La Rivoluzione haitiana

Alla fine del XVI secolo, l'isola di Saint-Domingue, con le sue esportazioni di caffè, cacao, indaco e cotone, era la colonia di maggior valore della Francia nonché la più ricca di tutti i Caraibi. Il clima caldo e l'umidità che durava per tutto l'anno consentivano di coltivare la canna da zucchero, un prodotto nuovo e molto ricercato in tutto il mondo occidentale, ma che comportava un caro prezzo da pagare. La coltivazione e la lavorazione della pianta richiedevano grande manodopera, e le malattie dilagavano tra gli schiavi africani che costituivano la forza lavoro. Per questo motivo, le condizioni di vita degli schiavi a Saint-Domingue erano più dure e brutali che in qualsiasi altro luogo del Nuovo Mondo.
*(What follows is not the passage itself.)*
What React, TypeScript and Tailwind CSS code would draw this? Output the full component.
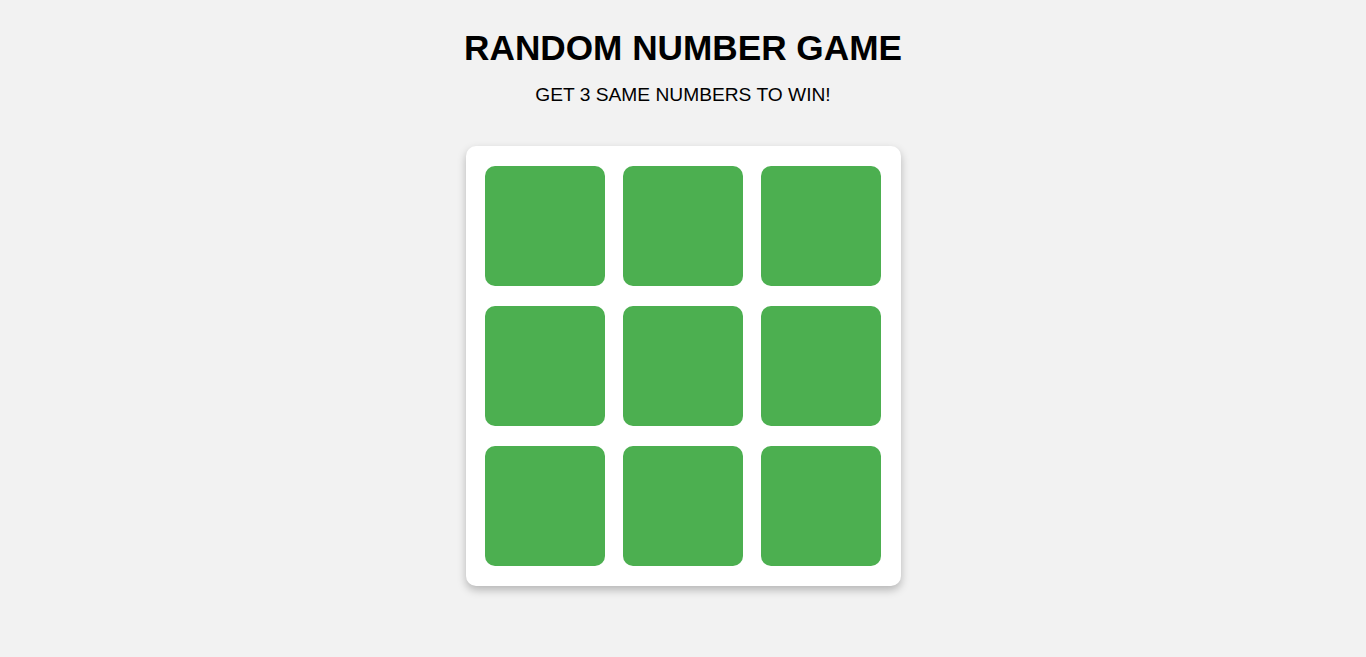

L'elevato tasso di mortalità tra i lavoratori spinse gli schiavisti a massimizzarne la produttività quanto più possibile, aumentando al contempo le importazioni di capitale umano a un ritmo rapido per compensare le loro perdite.

Il bilancio fu che nel 1790 la piccola isola contava 40.000 bianchi, 30.000 persone di colore libere e quasi 500.000 schiavi stanchi delle violenze. Quell'anno, sull'isola ci furono diverse piccole ribellioni e schermaglie tra schiavi fuggiti e bianchi, in gran parte ispirate alla Dichiarazione universale dei diritti umani che gli stessi francesi avevano redatto. Il brutale governo dell'isola cercò di reprimere queste azioni e di dare dimostrazione della propria forza con la barbara decapitazione del rivoluzionario di colore Vincent Ogé, che aveva guidato una protesta a favore del suffragio per la popolazione di colore libera dell'isola, ma questo gesto servì solo ad alimentare le tensioni. Il 22 agosto 1791, una data che da quel momento in poi divenne nota come la Notte del fuoco, gli schiavi africani si unirono ai fuggiaschi, chiamati cimarroni, in una rivolta organizzata. I rivoluzionari incendiarono le piantagioni e le case, e i bianchi, tra cui molte donne e bambini, furono uccisi. Questo episodio marcò l'inizio di quella che sarebbe diventata una lunga guerra tra schiavi e africani liberi e lo spietato governo francese dell'isola.

Dal 1791 al 1803 non ci furono che guerre e spargimenti di sangue. Cercando di approfittare dalla destabilizzazione dei loro rivali europei (e di dirottare l'enorme ricchezza dell'isola verso le proprie casse) gli inglesi e gli spagnoli si schierarono dalla parte degli africani promettendo, se vittoriosi, di porre fine alla schiavitù. Guidati dal carismatico leader africano Toussaint L'Ouverture, gli schiavi dell'isola non cedettero finché non riuscirono a porre fine sia all'istituzione della schiavitù che al controllo francese della colonia. La nuova nazione, a cui venne dato il nome di Haiti, divenne la prima nell'emisfero occidentale ad abolire con successo la schiavitù, e fu la prima a essere fondata da ex schiavi. L'orgoglio haitiano per questa vittoria si manifesta tutt'oggi sia nella celebrazione annuale della Dichiarazione d'indipendenza haitiana, firmata il 1° gennaio 1804, sia nella musica "rara" delle celebrazioni carnevalesche haitiane, durante le quali "battaglioni" di musicisti vanno di villaggio in villaggio e si affrontano con una canzone, riecheggiando la musica di tamburo e fiffaro che, a quanto si dice, fu quella suonata dai cimarroni quando lottarono contro i francesi.